The 12-4 Aztecs will see a familiar face on the other side of the ball tomorrow night in Larry Nance, Jr.
Pegged as the preseason MW Player of the Year, Nance has lived up to his hype in Wyoming's first 17 games, averaging about 16 points and seven boards to go along with a block and a steal per game.
But Nance has a big-time supporting cast this year, headlined by the freakishly athletic point guard, Josh Adams, and dunk-city big man Derek Cooke, Jr.
If you don't believe the dunk-city line, just click below. (Warning: Aztec fans, don't click; this is from last year's game -- the one where Wyoming handed then-No. 5 SDSU its second loss of the season.)
Yes, the last time SDSU traveled to Laramie, the Cowboys stunned the MW and beat Fisher's squad 68-62 in a tough game in which SDSU fought back from a 14-point deficit in the second half.
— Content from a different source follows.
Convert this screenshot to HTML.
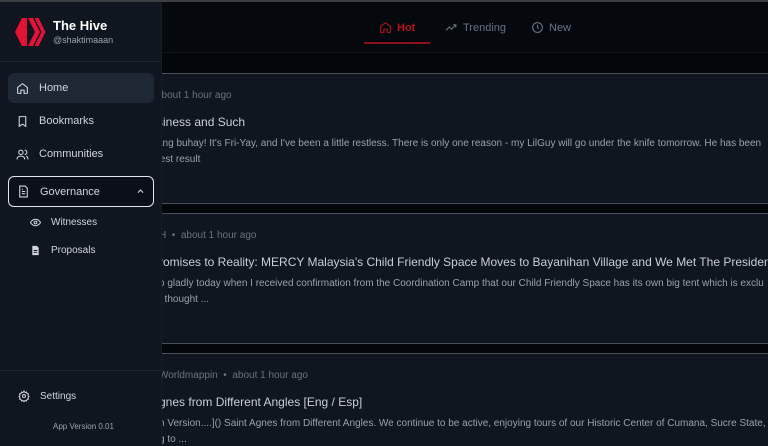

"We know it's going to be a grind-it-out type of game," Quinn said. "(Wyoming) likes to run a lot of clock. We can't let them get anything easy in transition. We have to run our stuff and make them guard as well."
Last year this game was played on ESPNU. This year, ESPN2 will air it at 8 p.m. Pacific Time, 9 p.m. in Wyoming.
Prediction: These are your No. 1 and No. 2 teams in the MW come season's end. Wyoming takes this one at home, 60-59.